Comparons les titres, chacun est explicite. Une journée en enfer indique le point de vue de John McLane (Bruce Willis) et de son comparse Zeus (Samuel L. Jackson) rencontré par hasard (qui fait bien les choses) à Harlem, quartier nord de Manhattan. Die hard with a vengeance marque, au contraire, l'idée de ténacité (die hard) qui s'accomplit avec une vengeance, c'est le point de vue de Simon Kruger (Jeremy Irons) qui envisagé par John McTiernan, c'est Simon le grand maître du récit.
Pour une fois, John McLane ne lance pas le film. Pas d'aéroport, pas de femme à rejoindre (un pauvre dialogue explique qu'il est divorcé et que c'est difficile), il n'est pas au mauvais endroit au bon moment. À la place, un attentat a lieu en plein Manhattan, explosion d'un immeuble, de voitures, sirènes. Simon revendique l'attentat. Ça le spectateur ne le sait pas encore, pas plus que John McLane, mais les chefs de la police, tous en cravates, le savent déjà et ils envoient John McLane à Harlem.
La séquence est célèbre. John McLane qui décuve d'une nuit d'alcool est en caleçon, il porte une pancarte d'homme sandwich sur laquelle est inscrite « I hate niggers » en lettres capitales. A Harlem donc majoritairement peuplé d'Afro-américains. De l'autre côté de la rue, Zeus, prêteur sur gages observe scandalisé à la fois par le texte de la pancarte et par l'idée que McLane va se faire massacrer par les jeunes qui traînent au bas de l'escalier juste à côté. McLane doit tenir un bon quart d'heure ont dit les collègues policiers.

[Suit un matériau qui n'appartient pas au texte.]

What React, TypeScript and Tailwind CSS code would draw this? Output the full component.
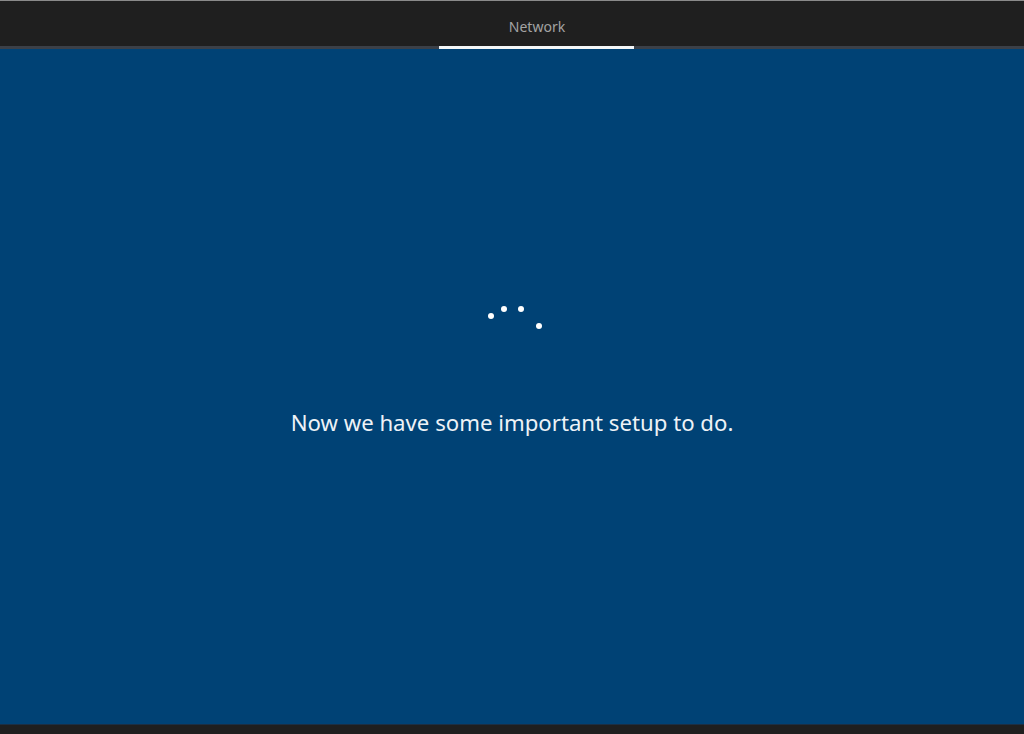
import React from "react";

export default function App() {
  return (
    <div className="w-[1024px] h-[734px] flex flex-col bg-[#004275] overflow-hidden" style={{ fontFamily: '"Noto Sans", "Open Sans", sans-serif' }}>
      <div className="h-[49px] flex flex-col bg-[#1f1f1f] border-t border-[#8a8a8a]">
        <div className="flex-1 flex items-center justify-center pl-[50px] pt-[6px]">
          <span className="text-[14px] text-[#a3a3a3]">Network</span>
        </div>
        <div className="h-[3px] bg-[#3b4048] flex">
          <div className="w-[439px]" />
          <div className="w-[195px] bg-[#f4f6f8]" />
        </div>
      </div>
      <div className="flex-1 flex flex-col items-center">
        <svg width="1024" height="60" viewBox="0 0 1024 60" className="mt-[242px]">
          <circle cx="491" cy="25" r="3" fill="#ffffff" />
          <circle cx="504" cy="18" r="3" fill="#ffffff" />
          <circle cx="521" cy="18" r="3" fill="#ffffff" />
          <circle cx="539" cy="35" r="3" fill="#ffffff" />
        </svg>
        <div className="mt-[55px] text-[22.2px] text-[#eef2f7]">Now we have some important setup to do.</div>
      </div>
      <div className="h-[10px] bg-[#1f1f1f] border-t border-[#1b2f44]" />
    </div>
  );
}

Le temps est tout ce qui compte dans Une journée en enfer. Une journée est la limite dans laquelle se déroule ce Die hard, comme les deux premiers. Simon pour l'instant invisible, il ne s'adresse que par téléphone avec un accent allemand, donne ses instructions temporelles. En un temps donné, McLane et Zeus doivent accomplir un parcours qui va du nord (Harlem) au sud (Wall Street). Simon est le marionnettiste qui tire les ficelles du récit. Il joue à un jeu ridicule « Simon a dit », se marrant au téléphone, content de lui.
L'arrogance du mec ! Il débite une énigme sous forme de petit haiku un peu minable. Il ne le répète jamais, raccroche le téléphone vite. Chaque étape est marquée par une énigme lancée à McLane et Zeus. Il fait son malin et prend les deux coureurs de fond pour des gamins. Il se prend pour un professeur, il leur donne des cours de mathématiques (le coup des deux bidons de 3 et 5 galons), d'histoire (le nom du 21ème président des Etats-Unis) et de gymnastique (ils passent leur temps à courir et suer).
A ce petit jeu où nos deux héros réussissent à chaque coup, avec des petites angoisses histoire de ménager un suspense. Car le temps tourne, il faut chaque fois éviter une nouvelle explosion. Simon a planqué des bombes sophistiquées partout. Puis vient un moment où McLane et Zeus ont compris que les énigmes ne sont qu'un leurre. On a droit, comme c'était déjà le cas dans Piège de cristal, à un casse de grande ampleur, voler l'or de la réserve fédérale. Simon fait ce casse avec l'habituel armée de clones, des gars aux mâchoires carrées.
La situation se retourne, désormais, ce sont eux qui mènent le récit grâce à la géographie. Plus précisément c'est la toponomie de Manhattan visitée du nord au sud (mention spéciale à la traversée à toute vitesse de Central Park en empruntant les gazons et les chemins de promenade). McLane et Zeus eux connaissent bien mieux New York que Simon Kruger. Ils utilisent tous les véhicules possibles (plein de voitures, camion, métro), défient le code de la route, toutes les notions de vraisemblance, mais peu importe.
John McTiernan avait fait dans Piège de cristal circuler John McLane dans un espace vertical dans le building de Los Angeles. Dans le grand finale d'Une journée en enfer c'est un labyrinthe, une imbrication complexe de tunnels, ponts, cargos et autoroutes où les camions de Simon chargés d'or sont troussés par McLane. Il s'agit ici de perdre le spectateur dans une course poursuite qui frôle l'abstraction avec comme unique certitude, McLane et Zeus vont gagner. Il ne fallait pas les prendre pour des enfants de chœur, pour des gamins ignorants.